If we are looking at protein coding transcripts, an important step in in the cDNA library preparation is the removal of ribosomal RNA from our samples. Ribosomal RNA (rRNA) accounts for 97-99% of the total RNA in a sample and it is wasteful and uninformative to sequence this material. Typically the removal is performed by polyA-isolation for eukaryotes - only transcripts with a polyA tail are kept. And for prokaryotes, by ribosomal depletion - oligos matching ribosomal sequences are hybridised to the rRNA and magnetically separated from the non-ribosomal RNA.
There are two potential effects of these procedures which we should look out for in our data as it could confound our later analysis.
3’ bias can occur because the polyA-tail is found at the 3’ end of the RNA. Only fragments attached to the 3’ end are isolated and sequenced. If your RNA is high quality, the whole transcript is attached to the polyA-tail and there should be reasonably even coverage across the transcript. However if your RNA is degraded only the portion of the transcript still attached to the polyA-tail will be isolated and make it through to the library. Thus a significant 3’ bias suggests that our starting RNA was of poor quality.

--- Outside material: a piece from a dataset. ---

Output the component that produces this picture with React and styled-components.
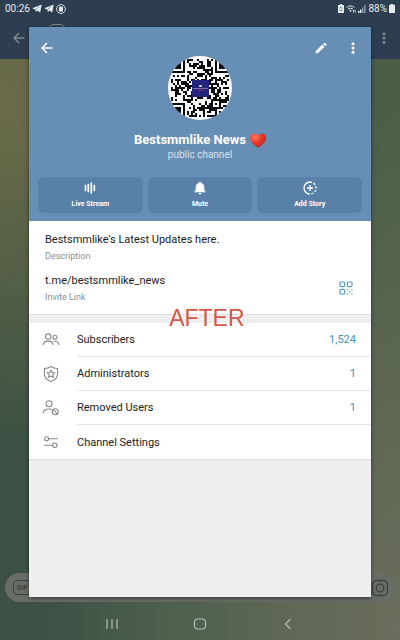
import styled, { createGlobalStyle } from "styled-components";

const QR_SIZE = 29;

const inFinder = (x, y) => {
   const edge = QR_SIZE - 8;
   return (x < 8 && y < 8) || (x >= edge && y < 8) || (x < 8 && y >= edge);
};

const isDark = (x, y) => {
   if (inFinder(x, y)) {
      const fx = x < 8 ? x : QR_SIZE - 1 - x;
      const fy = y < 8 ? y : QR_SIZE - 1 - y;
      if (fx > 6 || fy > 6) return false;
      const ring = Math.max(Math.abs(fx - 3), Math.abs(fy - 3));
      return ring !== 2;
   }
   const align = Math.max(Math.abs(x - 22), Math.abs(y - 22));
   if (align <= 2) return align !== 1;
   let n = Math.imul(x * 31 + y * 977 + 7, 2654435761);
   n = Math.imul(n ^ (n >>> 15), 2246822519);
   n ^= n >>> 13;
   return (n >>> 0) % 100 < 52;
};

const qrPath = () => {
   let d = "";
   for (let y = 0; y < QR_SIZE; y++) {
      for (let x = 0; x < QR_SIZE; x++) {
         if (isDark(x, y)) d += `M${x} ${y}h1v1h-1z`;
      }
   }
   return d;
};

const QrAvatar = () => (
   <svg viewBox="0 0 64 64" width="64" height="64" role="img" aria-label="Channel photo">
      <rect width="64" height="64" fill="#fff" />
      <path d={qrPath()} fill="#0b0b0f" transform="translate(3 3) scale(2)" />
      <rect x="24" y="24" width="17" height="17" fill="#23247c" />
      <rect x="31" y="29" width="3" height="2" rx="1" fill="#d5d6f2" />
      <path d="M25 32.500h15" stroke="#8a83b8" strokeWidth="0.800" />
      <path d="M30 34h6" stroke="#a33564" strokeWidth="0.800" />
   </svg>
);

const BackIcon = () => (
   <svg viewBox="0 0 12 12" width="12" height="12" fill="none" stroke="currentColor" strokeWidth="1.500">
      <path d="M11.500 6H1.200M6 1 1 6l5 5" />
   </svg>
);

const DotsIcon = () => (
   <svg viewBox="0 0 4 12" width="4" height="12" fill="currentColor">
      <circle cx="2" cy="1.800" r="1.500" />
      <circle cx="2" cy="6" r="1.500" />
      <circle cx="2" cy="10.200" r="1.500" />
   </svg>
);

const PencilIcon = () => (
   <svg viewBox="0 0 12 12" width="12" height="12" fill="currentColor">
      <path d="M.6 9.200 7.400 2.600 9.500 4.700 2.800 11.200H.6zM8.100 1.900 9.200.9q.5-.4 1 0l1.200 1.200q.4.500 0 1L10.200 4z" />
   </svg>
);

const HeartIcon = () => (
   <svg viewBox="0 0 16 15" width="16" height="15" role="img" aria-label="heart">
      <defs>
         <radialGradient id="heart" cx="0.300" cy="0.250" r="0.800">
            <stop offset="0" stopColor="#ff7a61" />
            <stop offset="0.500" stopColor="#ec3b2b" />
            <stop offset="1" stopColor="#b8221d" />
         </radialGradient>
      </defs>
      <path d="M8 14.800C5 12.300 0 9.400 0 4.900 0 2.300 1.900.5 4.200.5 6 .5 7.400 1.600 8 3 8.600 1.600 10 .5 11.800.5 14.100.5 16 2.300 16 4.900c0 4.500-5 7.400-8 9.900z" fill="url(#heart)" />
   </svg>
);

const TelegramIcon = () => (
   <svg viewBox="0 0 10 9" width="10" height="9" fill="currentColor">
      <path d="M.2 4.300 9.700.4 8.200 8.600 5.400 6.600 4 8 3.200 5.600z" />
      <path d="M3.500 5.600 7.200 2.700" stroke="#2c3e50" strokeWidth="0.500" />
   </svg>
);

const RecordIcon = () => (
   <svg viewBox="0 0 10 10" width="10" height="10" fill="none" stroke="currentColor">
      <circle cx="5" cy="5" r="4.400" strokeWidth="0.900" />
      <rect x="3" y="2.400" width="4" height="5.200" rx="0.600" fill="currentColor" stroke="none" />
   </svg>
);

const SaverIcon = () => (
   <svg viewBox="0 0 6 9" width="6" height="9">
      <path d="M2 0h2v1h2v8H0V1h2z" fill="currentColor" />
      <path d="M1.600 4.200a1.500 1.500 0 0 1 2.600.2M4.300 6a1.500 1.500 0 0 1-2.600-.2" stroke="#2c3e50" strokeWidth="0.800" fill="none" />
   </svg>
);

const WifiIcon = () => (
   <svg viewBox="0 0 10 8" width="10" height="8" fill="none" stroke="currentColor" strokeWidth="1">
      <path d="M.6 2.500Q4.500-.6 8.400 2.500M2 4.200Q4.500 2.200 7 4.200" />
      <path d="M3.200 5.400Q4.500 4.600 5.800 5.400L4.500 7z" fill="currentColor" stroke="none" />
      <path d="M7.500 7.500V5M9.200 5v2.500" strokeWidth="0.900" />
   </svg>
);

const SignalIcon = () => (
   <svg viewBox="0 0 8 8" width="8" height="8" fill="currentColor">
      <path d="M0 6h1.500v2H0zM2 4.500h1.500V8H2z" />
      <path d="M4 2.500h1.500V8H4zM6 0h1.600v8H6z" opacity="0.500" />
   </svg>
);

const BatteryIcon = () => (
   <svg viewBox="0 0 6 9" width="6" height="9" fill="currentColor">
      <path d="M1.500 0h3v1H6v8H0V1h1.500z" />
   </svg>
);

const StreamIcon = () => (
   <svg viewBox="0 0 14 14" width="14" height="14" fill="none" stroke="currentColor" strokeWidth="1.700" strokeLinecap="round">
      <path d="M2.500 4.500v5M5.300 3.500v7M8.300 2v10M11.300 4.500v5" />
   </svg>
);

const BellIcon = () => (
   <svg viewBox="0 0 14 14" width="14" height="14" fill="currentColor">
      <path d="M7 .8c.7 0 1.100.5 1.100 1.100C10.200 2.400 11.300 4 11.300 6.200v3l1.300 1.300v.8H1.400v-.8l1.300-1.300v-3c0-2.200 1.100-3.800 3.200-4.300C5.900 1.300 6.300.8 7 .8zM5.600 12h2.800c0 .8-.6 1.400-1.400 1.400S5.600 12.800 5.600 12z" />
   </svg>
);

const StoryIcon = () => (
   <svg viewBox="0 0 14 14" width="14" height="14" fill="none" stroke="currentColor" strokeWidth="1.300">
      <path d="M7 13A6 6 0 0 1 7 1" />
      <path d="M7 1A6 6 0 0 1 7 13" strokeDasharray="2.200 1.500" />
      <path d="M7 4v6M4 7h6" />
   </svg>
);

const LinkQrIcon = () => (
   <svg viewBox="0 0 14 14" width="14" height="14" fill="none" stroke="currentColor" strokeWidth="1.200">
      <rect x="1" y="1" width="4.600" height="4.600" rx="1" />
      <rect x="8.400" y="1" width="4.600" height="4.600" rx="1" />
      <rect x="1" y="8.400" width="4.600" height="4.600" rx="1" />
      <path d="M7.800 8.600H9.200M12.200 8.600h1.300M10 10.700h1.400M7.800 12.900h1.400M12.200 12.900h1.300" strokeWidth="1.400" />
   </svg>
);

const lineIcon = {
   viewBox: "0 0 18 18",
   width: 18,
   height: 18,
   fill: "none",
   stroke: "currentColor",
   strokeWidth: 1.1,
   strokeLinecap: "round",
};

const UsersIcon = () => (
   <svg {...lineIcon}>
      <circle cx="6.200" cy="5.600" r="2.700" />
      <circle cx="13" cy="6.200" r="2" />
      <path d="M1.200 13.800c.3-2.600 2.300-3.700 5-3.700s4.700 1.100 5 3.700M12.200 10.300c2.700-.3 4.300 1 4.700 3.200" />
   </svg>
);

const ShieldIcon = () => (
   <svg {...lineIcon}>
      <path d="M9 1.500c2 1.400 4 2 6.600 2.100v5.200c0 3.700-2.800 6.400-6.600 7.800-3.800-1.400-6.600-4.100-6.600-7.800V3.600C5 3.500 7 2.900 9 1.500z" />
      <path d="m9 5.200 1.200 2.300 2.600.4-1.900 1.800.5 2.600L9 11.100l-2.400 1.200.5-2.600-1.900-1.800 2.600-.4z" strokeLinejoin="round" />
   </svg>
);

const RemovedIcon = () => (
   <svg {...lineIcon}>
      <circle cx="7" cy="4.800" r="3" />
      <path d="M1.200 14c.3-2.900 2.500-4 5.800-4q1.400 0 2.400.3" />
      <circle cx="13.200" cy="12.800" r="3" />
      <path d="m11.200 10.700 4 4.200" />
   </svg>
);

const SettingsIcon = () => (
   <svg {...lineIcon}>
      <circle cx="4.600" cy="5.800" r="2" />
      <path d="M6.800 5.800h8.600M2.400 12.200h7.800" />
      <circle cx="12.800" cy="12.200" r="2.200" />
   </svg>
);

const CameraIcon = () => (
   <svg viewBox="0 0 18 18" width="18" height="18" fill="none" stroke="currentColor" strokeWidth="1.300">
      <rect x="1.500" y="1.500" width="15" height="15" rx="4" />
      <circle cx="9" cy="9" r="3.800" />
   </svg>
);

const navIcon = {
   viewBox: "0 0 14 14",
   width: 14,
   height: 14,
   fill: "none",
   stroke: "currentColor",
   strokeWidth: 1.2,
};

const actions = [
   { label: "Live Stream", icon: <StreamIcon /> },
   { label: "Mute", icon: <BellIcon /> },
   { label: "Add Story", icon: <StoryIcon /> },
];

const rows = [
   { label: "Subscribers", value: "1,524", icon: <UsersIcon /> },
   { label: "Administrators", value: "1", icon: <ShieldIcon /> },
   { label: "Removed Users", value: "1", icon: <RemovedIcon /> },
   { label: "Channel Settings", icon: <SettingsIcon /> },
];

const App = () => {
   return (
      <Screen>
         <GlobalStyle />
         <StatusBar>
            <span>00:26</span>
            <TelegramIcon />
            <TelegramIcon />
            <RecordIcon />
            <Spacer />
            <SaverIcon />
            <WifiIcon />
            <SignalIcon />
            <span>88%</span>
            <BatteryIcon />
         </StatusBar>
         <ChatBar>
            <IconButton aria-label="Back to chats">
               <BackIcon />
            </IconButton>
            <ChatPhoto />
            <Spacer />
            <IconButton aria-label="Chat menu">
               <DotsIcon />
            </IconButton>
         </ChatBar>
         <Spacer />
         <Composer>
            <GifButton>GIF</GifButton>
            <IconButton aria-label="Camera">
               <CameraIcon />
            </IconButton>
         </Composer>
         <NavBar>
            <IconButton aria-label="Recent apps">
               <svg {...navIcon}>
                  <path d="M2 2v10M7 2v10M12 2v10" />
               </svg>
            </IconButton>
            <IconButton aria-label="Home">
               <svg {...navIcon}>
                  <rect x="1.500" y="2" width="11" height="10" rx="3.200" />
               </svg>
            </IconButton>
            <IconButton aria-label="Back">
               <svg {...navIcon}>
                  <path d="M9.500 2 4.500 7l5 5" />
               </svg>
            </IconButton>
         </NavBar>

         <Dialog role="dialog" aria-label="Channel info">
            <Header>
               <Toolbar>
                  <IconButton aria-label="Close">
                     <BackIcon />
                  </IconButton>
                  <Avatar>
                     <QrAvatar />
                  </Avatar>
                  <Tools>
                     <IconButton aria-label="Edit">
                        <PencilIcon />
                     </IconButton>
                     <IconButton aria-label="More">
                        <DotsIcon />
                     </IconButton>
                  </Tools>
               </Toolbar>
               <Name>
                  Bestsmmlike News <HeartIcon />
               </Name>
               <Kind>public channel</Kind>
               <Actions>
                  {actions.map((a) => (
                     <ActionButton key={a.label}>
                        {a.icon}
                        {a.label}
                     </ActionButton>
                  ))}
               </Actions>
            </Header>
            <Info>
               <Field>
                  <FieldText>Bestsmmlike's Latest Updates here.</FieldText>
                  <FieldLabel>Description</FieldLabel>
               </Field>
               <LinkRow>
                  <Field>
                     <FieldLink href="#invite">t.me/bestsmmlike_news</FieldLink>
                     <FieldLabel>Invite Link</FieldLabel>
                  </Field>
                  <QrButton aria-label="Show QR code">
                     <LinkQrIcon />
                  </QrButton>
               </LinkRow>
            </Info>
            <Divider>
               <Caption>AFTER</Caption>
            </Divider>
            <List>
               {rows.map((r) => (
                  <Row key={r.label}>
                     {r.icon}
                     <RowBody>
                        <span>{r.label}</span>
                        {r.value && <Value>{r.value}</Value>}
                     </RowBody>
                  </Row>
               ))}
            </List>
         </Dialog>
      </Screen>
   );
};

const GlobalStyle = createGlobalStyle`
   * {
      box-sizing: border-box;
   }

   body {
      margin: 0;
      font-family: Roboto, "Liberation Sans", sans-serif;
   }

   button {
      font-family: inherit;
      border: none;
      background: none;
      padding: 0;
      cursor: pointer;
   }

   svg {
      display: block;
      flex-shrink: 0;
   }
`;

const Screen = styled.div`
   position: relative;
   display: flex;
   flex-direction: column;
   min-height: 100vh;
   background:
      radial-gradient(ellipse at 0% 16%, #6c6d48 0%, transparent 45%),
      radial-gradient(ellipse at 100% 98%, #6a6e5c 0%, transparent 60%),
      linear-gradient(90deg, #3c5144 0%, #425a48 55%, #4c5e45 100%);
`;

const Spacer = styled.div`
   flex: 1;
`;

const StatusBar = styled.div`
   display: flex;
   align-items: center;
   gap: 2px;
   height: 17px;
   padding: 0 5px;
   font-size: 10px;
   color: #e6ebef;
   background: #2c3e50;
`;

const IconButton = styled.button`
   display: flex;
   align-items: center;
   justify-content: center;
   min-width: 18px;
   height: 24px;
   color: inherit;
`;

const ChatBar = styled.div`
   display: flex;
   align-items: center;
   gap: 20px;
   height: 42px;
   padding: 0 7px 0 10px;
   color: #7d8993;
   background: #2c3e50;
`;

const ChatPhoto = styled.div`
   width: 18px;
   height: 28px;
   border: 1px solid #7d8993;
   border-radius: 6px;
`;

const Composer = styled.div`
   display: flex;
   align-items: center;
   justify-content: space-between;
   height: 29px;
   margin: 0 5px;
   padding: 0 6px 0 8px;
   border-radius: 15px;
   color: #3c423e;
   background: #686d66;
`;

const GifButton = styled.button`
   width: 18px;
   height: 15px;
   && {
      border: 1px solid #3c423e;
   }
   border-radius: 4px;
   font-size: 7px;
   font-weight: 700;
   color: #3c423e;
`;

const NavBar = styled.nav`
   display: grid;
   grid-template-columns: repeat(3, 1fr);
   height: 38px;
   padding: 10px 17%;
   color: #b4bdb5;
`;

/* floats over the dimmed chat */
const Dialog = styled.section`
   position: absolute;
   inset: 27px 29px 43px;
   display: flex;
   flex-direction: column;
   background: #efefef;
   box-shadow: 0 1px 4px rgba(0, 0, 0, 0.5);
`;

const Header = styled.header`
   display: flex;
   flex-direction: column;
   align-items: center;
   padding: 9px 9px 8px;
   color: #fff;
   background: #678eb5;
`;

const Toolbar = styled.div`
   display: grid;
   grid-template-columns: 1fr auto 1fr;
   width: 100%;
   justify-items: start;
`;

const Avatar = styled.div`
   width: 64px;
   height: 64px;
   margin-top: 20px;
   border-radius: 50%;
   overflow: hidden;
`;

const Tools = styled.div`
   display: flex;
   gap: 14px;
   justify-self: end;
`;

const Name = styled.h1`
   display: flex;
   align-items: center;
   gap: 4px;
   margin: 11px 0 0;
   font-size: 13px;
   font-weight: 700;
   line-height: 18px;
`;

const Kind = styled.p`
   margin: 0;
   font-size: 10px;
   line-height: 12px;
   color: #d3e3f2;
`;

const Actions = styled.div`
   display: grid;
   grid-template-columns: repeat(3, 1fr);
   gap: 5px;
   width: 100%;
   margin-top: 16px;
`;

const ActionButton = styled.button`
   display: flex;
   flex-direction: column;
   align-items: center;
   gap: 4px;
   height: 36px;
   && {
      padding-top: 4px;
      background: #5980a8;
   }
   border-radius: 6px;
   font-size: 7px;
   font-weight: 700;
   line-height: 10px;
   color: #fff;
`;

const Info = styled.div`
   display: flex;
   flex-direction: column;
   gap: 11px;
   padding: 11px 16px;
   background: #fff;
`;

const Field = styled.div`
   display: flex;
   flex-direction: column;
   gap: 2px;
`;

const FieldText = styled.span`
   font-size: 11px;
   line-height: 16px;
   color: #222;
`;

const FieldLink = styled.a`
   font-size: 11px;
   line-height: 16px;
   color: #222;
   text-decoration: none;
`;

const FieldLabel = styled.span`
   font-size: 9px;
   line-height: 12px;
   color: #8a8d90;
`;

const LinkRow = styled.div`
   display: flex;
   align-items: center;
   justify-content: space-between;
`;

const QrButton = styled(IconButton)`
   color: #5b9dbb;
`;

const Divider = styled.div`
   position: relative;
   height: 9px;
   border-top: 1px solid #e0e0e0;
`;

/* stamped across the gap between the two cards */
const Caption = styled.strong`
   position: absolute;
   top: -11px;
   left: 52%;
   transform: translateX(-50%);
   font-family: "Liberation Sans", Arial, sans-serif;
   font-size: 23px;
   font-weight: 400;
   line-height: 28px;
   color: #d25a48;
`;

const List = styled.div`
   display: flex;
   flex-direction: column;
   background: #fff;
   border-bottom: 1px solid #dcdcdc;
`;

const Row = styled.button`
   display: flex;
   align-items: center;
   gap: 17px;
   height: 34px;
   && {
      padding-left: 13px;
   }
   color: #85888b;
`;

const RowBody = styled.span`
   display: flex;
   flex: 1;
   align-items: center;
   justify-content: space-between;
   height: 34px;
   padding-right: 15px;
   border-bottom: 1px solid #e4e4e4;
   font-size: 11px;
   color: #222;

   ${Row}:last-child & {
      border-bottom: none;
   }
`;

const Value = styled.span`
   color: #4295ae;
`;

export default App;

rRNA abundance after ribosomal depletion should be assessed as part of the sample QC. If rRNA remains in the samples it is likely to occur in different amounts in different samples. To our analysis techniques this will alter the proportion of tRNA between samples and confound our experiment by increasing the apparent variability in gene expression. The presence of significant amounts of rRNA in our samples could indicate a problem with the library preparation or RNA that was degraded preventing oligos from hybridising to the rRNA. In this case we may need to repeat the sequencing experiment.
We can check for the abundance of rRNA in our data using a RNA-SeQC, which is available from the Broad Institute. In the interest of time we won’t run this program in the transcriptomics workshop but it is useful to know about this quality control step, especially if you have trouble detecting mRNA in your own dataset.